Some names familiar in English will be given a modern American English pronunciation (or as close as Czirehlat can get). William Shakespeare, for instance, comes out as Uíliem Széikspìr, regardless of how Shakespeare himself may have pronounced the name. Only an expert on 16th century English pronunciation would care much about the correct pronunciation in this case; it's more useful to have a pronunciation that's recognizable to modern speakers.
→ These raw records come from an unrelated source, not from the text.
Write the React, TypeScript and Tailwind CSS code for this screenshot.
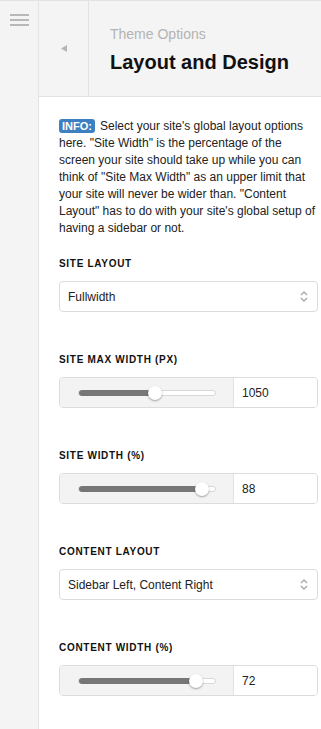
import React from 'react';

const font = { fontFamily: '"Liberation Sans", Arial, sans-serif' };

const Label = ({ children }: { children: React.ReactNode }) => (
  <div className="text-[10px] leading-[13px] font-bold tracking-[0.7px] text-[#111] uppercase mb-[11px]">
    {children}
  </div>
);

const SelectBox = ({ value }: { value: string }) => (
  <div className="h-[31px] flex items-center justify-between border border-[#dcdcdc] rounded-[4px] bg-white pl-[8px] pr-[9px] text-[12px] text-[#222]">
    <span>{value}</span>
    <svg width="8" height="13" viewBox="0 0 8 13" fill="none" stroke="#a8a8a8" strokeWidth="1.4">
      <path d="M1 5 L4 2 L7 5" />
      <path d="M1 8 L4 11 L7 8" />
    </svg>
  </div>
);

const RangeRow = ({ value, pos }: { value: string; pos: number }) => (
  <div className="h-[31px] flex border border-[#dcdcdc] rounded-[4px] overflow-hidden">
    <div className="w-[174px] bg-[#f3f3f3] border-r border-[#e2e2e2] flex items-center pl-[18px]">
      <div className="relative w-[138px] h-[6px] rounded-full bg-white border border-[#d8d8d8]">
        <div className="absolute left-0 top-[-1px] h-[6px] rounded-full bg-[#777]" style={{ width: pos }} />
        <div
          className="absolute top-[-5px] w-[14px] h-[14px] rounded-full bg-white shadow-[0_1px_2px_rgba(0,0,0,0.35)]"
          style={{ left: pos - 7 }}
        />
      </div>
    </div>
    <div className="flex-1 bg-white flex items-center pl-[8px] text-[12px] text-[#222]">{value}</div>
  </div>
);

export default function App() {
  return (
    <div className="flex w-[321px] h-[729px] overflow-hidden border-t border-[#e2e2e2] bg-white" style={font}>
      <aside className="w-[39px] shrink-0 bg-[#f4f4f4] border-r border-[#e4e4e4] flex justify-center pt-[13px]">
        <div className="flex flex-col gap-[3px] w-[19px]">
          <span className="h-[2px] bg-[#b8b8b8]" />
          <span className="h-[2px] bg-[#b8b8b8]" />
          <span className="h-[2px] bg-[#b8b8b8]" />
        </div>
      </aside>
      <main className="flex-1 flex flex-col min-w-0">
        <header className="h-[96px] shrink-0 flex bg-[#f4f4f4] border-b border-[#e2e2e2]">
          <div className="w-[50px] border-r border-[#e2e2e2] flex items-center justify-center">
            <svg width="6" height="7" viewBox="0 0 6 7">
              <path d="M6 0 L0 3.5 L6 7 Z" fill="#b4b4b4" />
            </svg>
          </div>
          <div className="pl-[21px] pt-[25px]">
            <div className="text-[14px] leading-[16px] text-[#b3b3b3]">Theme Options</div>
            <div className="mt-[8px] text-[20px] leading-[24px] font-bold text-[#111]">Layout and Design</div>
          </div>
        </header>
        <section className="flex-1 pl-[20px] pr-[3px] pt-[21px]">
          <p className="text-[12px] leading-[17px] text-[#222]">
            <span className="inline-block bg-[#3d7fc0] text-white font-bold text-[11px] leading-[14px] px-[3px] rounded-[3px] mr-[5px]">
              INFO:
            </span>
            Select your site's global layout options here. "Site Width" is the percentage of the screen your site
            should take up while you can think of "Site Max Width" as an upper limit that your site will never be wider
            than. "Content Layout" has to do with your site's global setup of having a sidebar or not.
          </p>
          <div className="mt-[20px]">
            <Label>Site Layout</Label>
            <SelectBox value="Fullwidth" />
          </div>
          <div className="mt-[41px]">
            <Label>Site Max Width (px)</Label>
            <RangeRow value="1050" pos={76} />
          </div>
          <div className="mt-[41px]">
            <Label>Site Width (%)</Label>
            <RangeRow value="88" pos={123} />
          </div>
          <div className="mt-[41px]">
            <Label>Content Layout</Label>
            <SelectBox value="Sidebar Left, Content Right" />
          </div>
          <div className="mt-[41px]">
            <Label>Content Width (%)</Label>
            <RangeRow value="72" pos={117} />
          </div>
        </section>
      </main>
    </div>
  );
}
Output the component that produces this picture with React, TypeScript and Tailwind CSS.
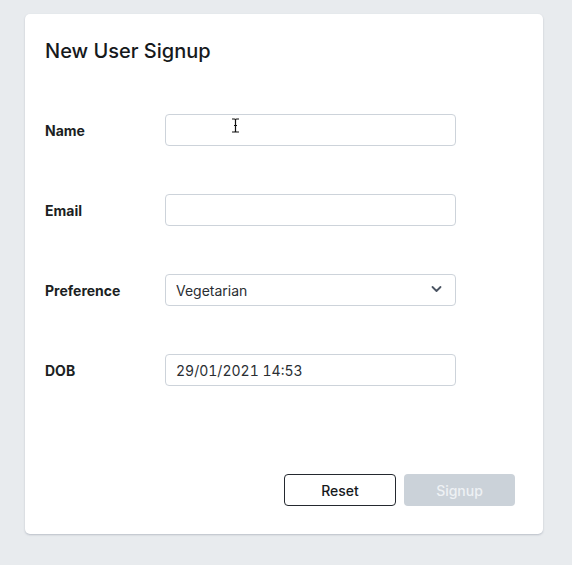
import React from "react"

const labelCls = "w-[120px] shrink-0 text-[14px] font-bold text-[#1c1f23]"
const inputCls =
  "h-[32px] w-[291px] rounded-[4px] border border-[#cdd3da] bg-white px-[10px] text-[14px] text-[#2a2e33] outline-none"

const Row: React.FC<{label: string; children: React.ReactNode}> = ({label, children}) => (
  <div className="flex h-[32px] items-center">
    <label className={labelCls}>{label}</label>
    {children}
  </div>
)

export default function App() {
  const [pref, setPref] = React.useState("Vegetarian")

  return (
    <div
      className="min-h-[565px] w-full bg-[#e8ebee] pl-[25px] pt-[14px]"
      style={{fontFamily: "Inter, 'Noto Sans', sans-serif"}}
    >
      <div className="flex h-[520px] w-[518px] flex-col rounded-[5px] bg-white pb-[28px] pl-[20px] pr-[28px] pt-[24px] shadow-[0_1px_2px_rgba(100,110,130,0.35)]">
        <h1 className="text-[20px] font-medium leading-[26px] text-[#16191c]">New User Signup</h1>

        <div className="mt-[50px] flex flex-col gap-[48px]">
          <Row label="Name">
            <div className="relative">
              <input className={inputCls} />
              <svg
                className="absolute left-[66px] top-[4px]"
                width="9"
                height="15"
                viewBox="0 0 9 15"
                fill="none"
                stroke="#111"
                strokeWidth="1.2"
              >
                <path d="M1 1h2.5c.6 0 1 .4 1 1v11c0 .6.4 1 1 1H8M8 1H5.5c-.6 0-1 .4-1 1M1 14h2.5c.6 0 1-.4 1-1M3 7.5h3" />
              </svg>
            </div>
          </Row>
          <Row label="Email">
            <input className={inputCls} type="text" />
          </Row>
          <Row label="Preference">
            <div className="relative">
              <select
                value={pref}
                onChange={(e) => setPref(e.target.value)}
                className={inputCls + " w-[290px] appearance-none"}
              >
                <option>Vegetarian</option>
                <option>Vegan</option>
                <option>Non-Vegetarian</option>
              </select>
              <svg
                className="pointer-events-none absolute right-[14px] top-[11px]"
                width="11"
                height="8"
                viewBox="0 0 11 8"
                fill="none"
                stroke="#4b5563"
                strokeWidth="1.8"
                strokeLinecap="round"
                strokeLinejoin="round"
              >
                <path d="M1.5 2l4 4 4-4" />
              </svg>
            </div>
          </Row>
          <Row label="DOB">
            <input className={inputCls + " tabular-nums"} defaultValue="29/01/2021 14:53" />
          </Row>
        </div>

        <div className="mt-auto flex justify-end gap-[8px]">
          <button className="h-[32px] w-[112px] rounded-[4px] border border-[#24292f] bg-white text-[14px] font-medium text-[#16191c]">
            Reset
          </button>
          <button
            disabled
            className="h-[32px] w-[111px] rounded-[4px] bg-[#cbd2d9] text-[14px] font-medium text-[#eef1f4]"
          >
            Signup
          </button>
        </div>
      </div>
    </div>
  )
}
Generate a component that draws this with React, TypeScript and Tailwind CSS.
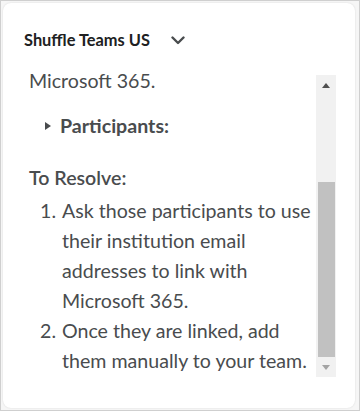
import React from 'react'

// Fake scrollbar drawn by hand so it matches the screenshot regardless of the browser's own.
function ScrollRail() {
  return (
    <div className="mt-[9px] flex h-[302px] w-[20px] shrink-0 flex-col items-center bg-[#f1f1f1]">
      <div className="flex h-[20px] w-full items-center justify-center">
        <svg width="8" height="5" viewBox="0 0 8 5"><path d="M0 5 L4 0 L8 5 Z" fill="#505050" /></svg>
      </div>
      <div className="mt-[87px] h-[175px] w-[17px] bg-[#c1c1c1]" />
      <div className="flex h-[20px] w-full items-center justify-center">
        <svg width="8" height="5" viewBox="0 0 8 5"><path d="M0 0 L8 0 L4 5 Z" fill="#a3a3a3" /></svg>
      </div>
    </div>
  )
}

const steps = [
  'Ask those participants to use their institution email addresses to link with Microsoft 365.',
  'Once they are linked, add them manually to your team.',
]

export default function App() {
  return (
    <div
      className="h-[411px] w-[360px] border border-[#cfcfcf] bg-[#f6f6f6] p-[2px]"
      style={{ fontFamily: 'Lato, "Open Sans", sans-serif' }}
    >
      <div className="h-full w-[352px] rounded-lg bg-white shadow-[0_0_2px_rgba(0,0,0,0.12)]">
        <div className="flex items-center pl-[21px] pt-[27px]">
          <span className="text-[16.4px] font-bold leading-[20px] text-[#202122]">Shuffle Teams US</span>
          <svg className="ml-[21px]" width="14" height="9" viewBox="0 0 14 9" fill="none">
            <path d="M1.5 1.5 L7 7 L12.5 1.5" stroke="#494c4e" strokeWidth="2.4" strokeLinecap="round" strokeLinejoin="round" />
          </svg>
        </div>

        <div className="mt-[16px] flex">
          <div className="h-[311px] w-[313px] overflow-hidden pl-[26px] text-[19.6px] leading-[30px] text-[#494c4e]">
            <p>Microsoft 365.</p>

            <div className="mt-[15px] flex items-center pl-[16px]">
              <svg width="6" height="8" viewBox="0 0 6 8"><path d="M0 0 L6 4 L0 8 Z" fill="#494c4e" /></svg>
              <span className="ml-[9px] font-bold">Participants:</span>
            </div>

            <p className="mt-[22px] font-semibold">To Resolve:</p>

            <ol className="mt-[3px]">
              {steps.map((s, i) => (
                <li key={i} className="flex">
                  <span className="w-[33px] shrink-0 pl-[11px]">{i + 1}.</span>
                  <span>{s}</span>
                </li>
              ))}
            </ol>
          </div>
          <ScrollRail />
        </div>
      </div>
    </div>
  )
}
Scientific (or "Latin") names of animals and plants, and names of trademarked products, are left in their original spelling in the Roman alphabet. The usual conventions for scientific names are followed. If the Roman alphabet spelling of a trademarked name ever differs from one language to another, the English spelling is used, although accent marks are not omitted unnecessarily. Trademarks in other writing systems may be left in the original form, but a Romanized version should also be provided; not everyone will recognize 「豐田」 as "Toyota" or 「任天堂」 as "Nintendo", for instance.
Lé kajasar me hlav. lé kája-sàr me hláv I-SUB eat -can OBJ glass "I can eat glass." Me hlav lé kajasar. me hláv lé kája-sàr OBJ glass I-SUB eat -can "Glass I can eat." Se jil hrastaxiz me lak. se jíl hrásta-xì -z me lák SUB red:fox jump -HSY-IPF OBJ area:above "The red fox jumps over something."Adjectives and adverbs typically come before the words they modify, and prepositional phrases follow.
Se tiski marvi jil hrastaxiz me lak u hlivi jeg. se tíski márvi jíl hrásta-xì -z me lák u hlívi jég SUB quick brown fox jump -HSY-IPF OBJ over GEN lazy dog "The quick brown fox jumps over the lazy dog."